Reproduce each line of the material exactly, minus any picture.

■ ■ ■ ■ ■

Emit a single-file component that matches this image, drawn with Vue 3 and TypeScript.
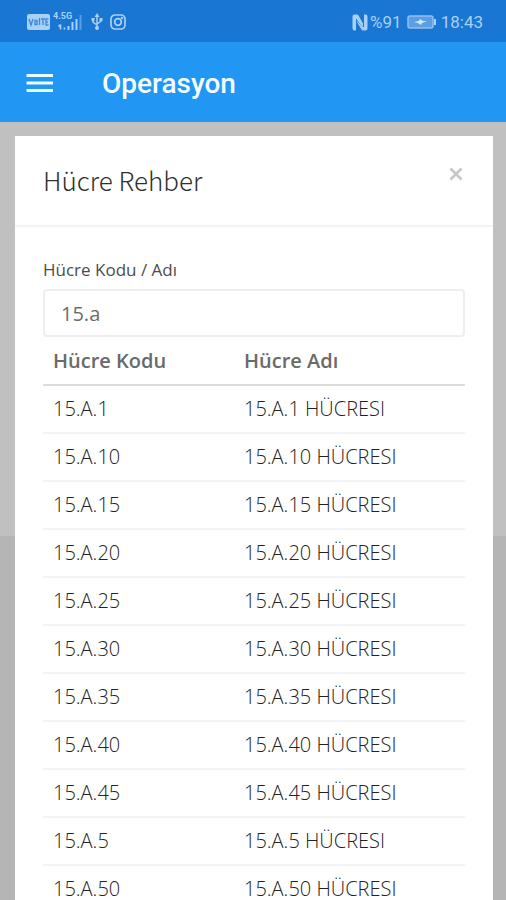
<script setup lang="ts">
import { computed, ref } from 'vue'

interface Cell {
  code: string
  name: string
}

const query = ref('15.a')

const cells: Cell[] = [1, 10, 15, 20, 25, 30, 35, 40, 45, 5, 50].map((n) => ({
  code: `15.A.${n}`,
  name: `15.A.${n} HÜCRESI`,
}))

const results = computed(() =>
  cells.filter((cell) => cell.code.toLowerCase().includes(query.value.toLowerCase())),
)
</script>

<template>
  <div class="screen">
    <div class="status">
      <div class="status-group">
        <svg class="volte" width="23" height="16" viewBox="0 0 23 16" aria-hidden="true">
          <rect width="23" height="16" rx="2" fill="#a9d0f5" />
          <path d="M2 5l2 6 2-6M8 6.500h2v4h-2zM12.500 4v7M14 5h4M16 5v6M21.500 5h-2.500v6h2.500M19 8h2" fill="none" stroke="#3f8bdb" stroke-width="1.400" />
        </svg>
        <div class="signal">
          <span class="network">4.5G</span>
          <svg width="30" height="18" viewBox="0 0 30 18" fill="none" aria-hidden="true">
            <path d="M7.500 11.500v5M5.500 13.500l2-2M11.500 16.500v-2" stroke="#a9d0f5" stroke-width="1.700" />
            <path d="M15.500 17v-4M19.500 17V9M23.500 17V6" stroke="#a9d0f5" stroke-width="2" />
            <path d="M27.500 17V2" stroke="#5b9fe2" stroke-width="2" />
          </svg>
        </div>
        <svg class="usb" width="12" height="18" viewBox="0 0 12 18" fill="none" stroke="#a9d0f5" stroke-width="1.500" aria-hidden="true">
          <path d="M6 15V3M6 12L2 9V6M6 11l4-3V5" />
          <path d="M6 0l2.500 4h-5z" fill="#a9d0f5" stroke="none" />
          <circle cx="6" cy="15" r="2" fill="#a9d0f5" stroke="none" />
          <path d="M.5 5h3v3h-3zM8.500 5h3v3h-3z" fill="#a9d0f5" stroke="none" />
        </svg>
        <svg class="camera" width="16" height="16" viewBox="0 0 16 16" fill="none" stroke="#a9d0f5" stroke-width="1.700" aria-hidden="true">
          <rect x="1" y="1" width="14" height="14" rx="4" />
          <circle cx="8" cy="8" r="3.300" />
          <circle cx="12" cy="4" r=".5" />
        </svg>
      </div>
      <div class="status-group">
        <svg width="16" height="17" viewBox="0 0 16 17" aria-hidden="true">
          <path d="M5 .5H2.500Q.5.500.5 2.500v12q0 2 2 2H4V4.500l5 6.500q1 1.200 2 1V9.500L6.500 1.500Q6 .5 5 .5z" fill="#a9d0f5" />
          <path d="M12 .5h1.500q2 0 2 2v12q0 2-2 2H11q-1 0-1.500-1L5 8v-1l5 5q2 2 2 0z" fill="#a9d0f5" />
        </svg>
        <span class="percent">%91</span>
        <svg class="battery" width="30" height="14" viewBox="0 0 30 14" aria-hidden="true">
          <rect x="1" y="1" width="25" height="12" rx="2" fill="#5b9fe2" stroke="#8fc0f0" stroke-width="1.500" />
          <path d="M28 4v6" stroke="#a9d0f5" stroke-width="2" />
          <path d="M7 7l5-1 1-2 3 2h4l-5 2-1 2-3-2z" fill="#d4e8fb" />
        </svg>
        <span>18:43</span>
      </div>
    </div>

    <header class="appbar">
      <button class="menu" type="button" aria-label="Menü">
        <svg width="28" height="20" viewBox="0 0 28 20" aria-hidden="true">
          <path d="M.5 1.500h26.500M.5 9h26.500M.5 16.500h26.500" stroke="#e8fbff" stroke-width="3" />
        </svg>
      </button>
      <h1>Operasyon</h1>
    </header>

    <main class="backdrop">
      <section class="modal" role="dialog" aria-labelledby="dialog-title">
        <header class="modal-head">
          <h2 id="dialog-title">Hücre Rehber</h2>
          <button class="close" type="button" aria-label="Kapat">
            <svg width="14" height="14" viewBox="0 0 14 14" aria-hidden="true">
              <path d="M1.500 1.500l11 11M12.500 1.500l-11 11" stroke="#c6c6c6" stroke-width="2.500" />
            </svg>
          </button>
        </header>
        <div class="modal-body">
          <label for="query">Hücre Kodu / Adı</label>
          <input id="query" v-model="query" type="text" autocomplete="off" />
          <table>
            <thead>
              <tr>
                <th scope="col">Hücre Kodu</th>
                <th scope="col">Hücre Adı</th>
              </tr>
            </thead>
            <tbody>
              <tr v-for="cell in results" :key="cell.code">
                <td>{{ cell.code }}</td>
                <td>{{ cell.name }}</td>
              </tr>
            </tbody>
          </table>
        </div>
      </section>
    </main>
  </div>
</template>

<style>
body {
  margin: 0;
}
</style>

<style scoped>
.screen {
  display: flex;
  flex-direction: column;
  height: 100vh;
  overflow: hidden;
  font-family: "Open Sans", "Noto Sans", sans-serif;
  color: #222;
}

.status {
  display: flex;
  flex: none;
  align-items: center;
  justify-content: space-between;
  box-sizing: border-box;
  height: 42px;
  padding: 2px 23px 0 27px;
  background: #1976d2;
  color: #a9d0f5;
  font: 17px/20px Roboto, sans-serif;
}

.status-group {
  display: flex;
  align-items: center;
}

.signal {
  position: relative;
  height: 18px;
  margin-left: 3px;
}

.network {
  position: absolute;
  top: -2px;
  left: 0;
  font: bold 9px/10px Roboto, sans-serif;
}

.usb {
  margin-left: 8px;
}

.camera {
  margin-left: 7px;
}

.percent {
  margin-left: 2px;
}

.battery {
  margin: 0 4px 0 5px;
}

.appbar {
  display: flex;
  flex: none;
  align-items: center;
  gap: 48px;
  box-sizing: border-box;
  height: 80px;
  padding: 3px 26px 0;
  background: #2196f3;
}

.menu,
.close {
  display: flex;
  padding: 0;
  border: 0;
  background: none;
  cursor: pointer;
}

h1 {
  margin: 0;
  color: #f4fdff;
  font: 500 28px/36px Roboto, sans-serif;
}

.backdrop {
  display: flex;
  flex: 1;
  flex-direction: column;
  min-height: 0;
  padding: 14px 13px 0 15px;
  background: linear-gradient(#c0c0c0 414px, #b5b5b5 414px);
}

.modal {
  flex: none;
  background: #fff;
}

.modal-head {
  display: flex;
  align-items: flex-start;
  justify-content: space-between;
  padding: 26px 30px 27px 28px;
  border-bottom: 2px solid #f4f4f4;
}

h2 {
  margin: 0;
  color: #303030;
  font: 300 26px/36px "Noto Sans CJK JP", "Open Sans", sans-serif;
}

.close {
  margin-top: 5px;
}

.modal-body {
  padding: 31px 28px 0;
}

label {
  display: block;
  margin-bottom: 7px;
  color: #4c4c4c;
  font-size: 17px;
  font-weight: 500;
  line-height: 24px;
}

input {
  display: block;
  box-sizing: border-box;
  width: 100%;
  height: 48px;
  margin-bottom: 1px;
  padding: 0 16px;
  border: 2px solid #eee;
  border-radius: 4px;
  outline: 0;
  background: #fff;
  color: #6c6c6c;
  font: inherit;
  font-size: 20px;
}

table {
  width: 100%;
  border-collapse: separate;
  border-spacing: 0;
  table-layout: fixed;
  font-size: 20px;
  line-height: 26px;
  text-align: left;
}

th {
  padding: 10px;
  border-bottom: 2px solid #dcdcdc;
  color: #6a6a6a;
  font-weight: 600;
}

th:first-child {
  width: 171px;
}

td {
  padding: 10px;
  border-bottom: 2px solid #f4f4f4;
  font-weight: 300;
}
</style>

■ ■ ■ ■ ■

REPLY TO THE TASK –
Emit a single-file component that matches this image, drawn with Vue 3 and TypeScript.
<script setup lang="ts">
import { computed, ref } from 'vue'

interface Cell {
  code: string
  name: string
}

const query = ref('15.a')

const cells: Cell[] = [1, 10, 15, 20, 25, 30, 35, 40, 45, 5, 50].map((n) => ({
  code: `15.A.${n}`,
  name: `15.A.${n} HÜCRESI`,
}))

const results = computed(() =>
  cells.filter((cell) => cell.code.toLowerCase().includes(query.value.toLowerCase())),
)
</script>

<template>
  <div class="screen">
    <div class="status">
      <div class="status-group">
        <svg class="volte" width="23" height="16" viewBox="0 0 23 16" aria-hidden="true">
          <rect width="23" height="16" rx="2" fill="#a9d0f5" />
          <path d="M2 5l2 6 2-6M8 6.500h2v4h-2zM12.500 4v7M14 5h4M16 5v6M21.500 5h-2.500v6h2.500M19 8h2" fill="none" stroke="#3f8bdb" stroke-width="1.400" />
        </svg>
        <div class="signal">
          <span class="network">4.5G</span>
          <svg width="30" height="18" viewBox="0 0 30 18" fill="none" aria-hidden="true">
            <path d="M7.500 11.500v5M5.500 13.500l2-2M11.500 16.500v-2" stroke="#a9d0f5" stroke-width="1.700" />
            <path d="M15.500 17v-4M19.500 17V9M23.500 17V6" stroke="#a9d0f5" stroke-width="2" />
            <path d="M27.500 17V2" stroke="#5b9fe2" stroke-width="2" />
          </svg>
        </div>
        <svg class="usb" width="12" height="18" viewBox="0 0 12 18" fill="none" stroke="#a9d0f5" stroke-width="1.500" aria-hidden="true">
          <path d="M6 15V3M6 12L2 9V6M6 11l4-3V5" />
          <path d="M6 0l2.500 4h-5z" fill="#a9d0f5" stroke="none" />
          <circle cx="6" cy="15" r="2" fill="#a9d0f5" stroke="none" />
          <path d="M.5 5h3v3h-3zM8.500 5h3v3h-3z" fill="#a9d0f5" stroke="none" />
        </svg>
        <svg class="camera" width="16" height="16" viewBox="0 0 16 16" fill="none" stroke="#a9d0f5" stroke-width="1.700" aria-hidden="true">
          <rect x="1" y="1" width="14" height="14" rx="4" />
          <circle cx="8" cy="8" r="3.300" />
          <circle cx="12" cy="4" r=".5" />
        </svg>
      </div>
      <div class="status-group">
        <svg width="16" height="17" viewBox="0 0 16 17" aria-hidden="true">
          <path d="M5 .5H2.500Q.5.500.5 2.500v12q0 2 2 2H4V4.500l5 6.500q1 1.200 2 1V9.500L6.500 1.500Q6 .5 5 .5z" fill="#a9d0f5" />
          <path d="M12 .5h1.500q2 0 2 2v12q0 2-2 2H11q-1 0-1.500-1L5 8v-1l5 5q2 2 2 0z" fill="#a9d0f5" />
        </svg>
        <span class="percent">%91</span>
        <svg class="battery" width="30" height="14" viewBox="0 0 30 14" aria-hidden="true">
          <rect x="1" y="1" width="25" height="12" rx="2" fill="#5b9fe2" stroke="#8fc0f0" stroke-width="1.500" />
          <path d="M28 4v6" stroke="#a9d0f5" stroke-width="2" />
          <path d="M7 7l5-1 1-2 3 2h4l-5 2-1 2-3-2z" fill="#d4e8fb" />
        </svg>
        <span>18:43</span>
      </div>
    </div>

    <header class="appbar">
      <button class="menu" type="button" aria-label="Menü">
        <svg width="28" height="20" viewBox="0 0 28 20" aria-hidden="true">
          <path d="M.5 1.500h26.500M.5 9h26.500M.5 16.500h26.500" stroke="#e8fbff" stroke-width="3" />
        </svg>
      </button>
      <h1>Operasyon</h1>
    </header>

    <main class="backdrop">
      <section class="modal" role="dialog" aria-labelledby="dialog-title">
        <header class="modal-head">
          <h2 id="dialog-title">Hücre Rehber</h2>
          <button class="close" type="button" aria-label="Kapat">
            <svg width="14" height="14" viewBox="0 0 14 14" aria-hidden="true">
              <path d="M1.500 1.500l11 11M12.500 1.500l-11 11" stroke="#c6c6c6" stroke-width="2.500" />
            </svg>
          </button>
        </header>
        <div class="modal-body">
          <label for="query">Hücre Kodu / Adı</label>
          <input id="query" v-model="query" type="text" autocomplete="off" />
          <table>
            <thead>
              <tr>
                <th scope="col">Hücre Kodu</th>
                <th scope="col">Hücre Adı</th>
              </tr>
            </thead>
            <tbody>
              <tr v-for="cell in results" :key="cell.code">
                <td>{{ cell.code }}</td>
                <td>{{ cell.name }}</td>
              </tr>
            </tbody>
          </table>
        </div>
      </section>
    </main>
  </div>
</template>

<style>
body {
  margin: 0;
}
</style>

<style scoped>
.screen {
  display: flex;
  flex-direction: column;
  height: 100vh;
  overflow: hidden;
  font-family: "Open Sans", "Noto Sans", sans-serif;
  color: #222;
}

.status {
  display: flex;
  flex: none;
  align-items: center;
  justify-content: space-between;
  box-sizing: border-box;
  height: 42px;
  padding: 2px 23px 0 27px;
  background: #1976d2;
  color: #a9d0f5;
  font: 17px/20px Roboto, sans-serif;
}

.status-group {
  display: flex;
  align-items: center;
}

.signal {
  position: relative;
  height: 18px;
  margin-left: 3px;
}

.network {
  position: absolute;
  top: -2px;
  left: 0;
  font: bold 9px/10px Roboto, sans-serif;
}

.usb {
  margin-left: 8px;
}

.camera {
  margin-left: 7px;
}

.percent {
  margin-left: 2px;
}

.battery {
  margin: 0 4px 0 5px;
}

.appbar {
  display: flex;
  flex: none;
  align-items: center;
  gap: 48px;
  box-sizing: border-box;
  height: 80px;
  padding: 3px 26px 0;
  background: #2196f3;
}

.menu,
.close {
  display: flex;
  padding: 0;
  border: 0;
  background: none;
  cursor: pointer;
}

h1 {
  margin: 0;
  color: #f4fdff;
  font: 500 28px/36px Roboto, sans-serif;
}

.backdrop {
  display: flex;
  flex: 1;
  flex-direction: column;
  min-height: 0;
  padding: 14px 13px 0 15px;
  background: linear-gradient(#c0c0c0 414px, #b5b5b5 414px);
}

.modal {
  flex: none;
  background: #fff;
}

.modal-head {
  display: flex;
  align-items: flex-start;
  justify-content: space-between;
  padding: 26px 30px 27px 28px;
  border-bottom: 2px solid #f4f4f4;
}

h2 {
  margin: 0;
  color: #303030;
  font: 300 26px/36px "Noto Sans CJK JP", "Open Sans", sans-serif;
}

.close {
  margin-top: 5px;
}

.modal-body {
  padding: 31px 28px 0;
}

label {
  display: block;
  margin-bottom: 7px;
  color: #4c4c4c;
  font-size: 17px;
  font-weight: 500;
  line-height: 24px;
}

input {
  display: block;
  box-sizing: border-box;
  width: 100%;
  height: 48px;
  margin-bottom: 1px;
  padding: 0 16px;
  border: 2px solid #eee;
  border-radius: 4px;
  outline: 0;
  background: #fff;
  color: #6c6c6c;
  font: inherit;
  font-size: 20px;
}

table {
  width: 100%;
  border-collapse: separate;
  border-spacing: 0;
  table-layout: fixed;
  font-size: 20px;
  line-height: 26px;
  text-align: left;
}

th {
  padding: 10px;
  border-bottom: 2px solid #dcdcdc;
  color: #6a6a6a;
  font-weight: 600;
}

th:first-child {
  width: 171px;
}

td {
  padding: 10px;
  border-bottom: 2px solid #f4f4f4;
  font-weight: 300;
}
</style>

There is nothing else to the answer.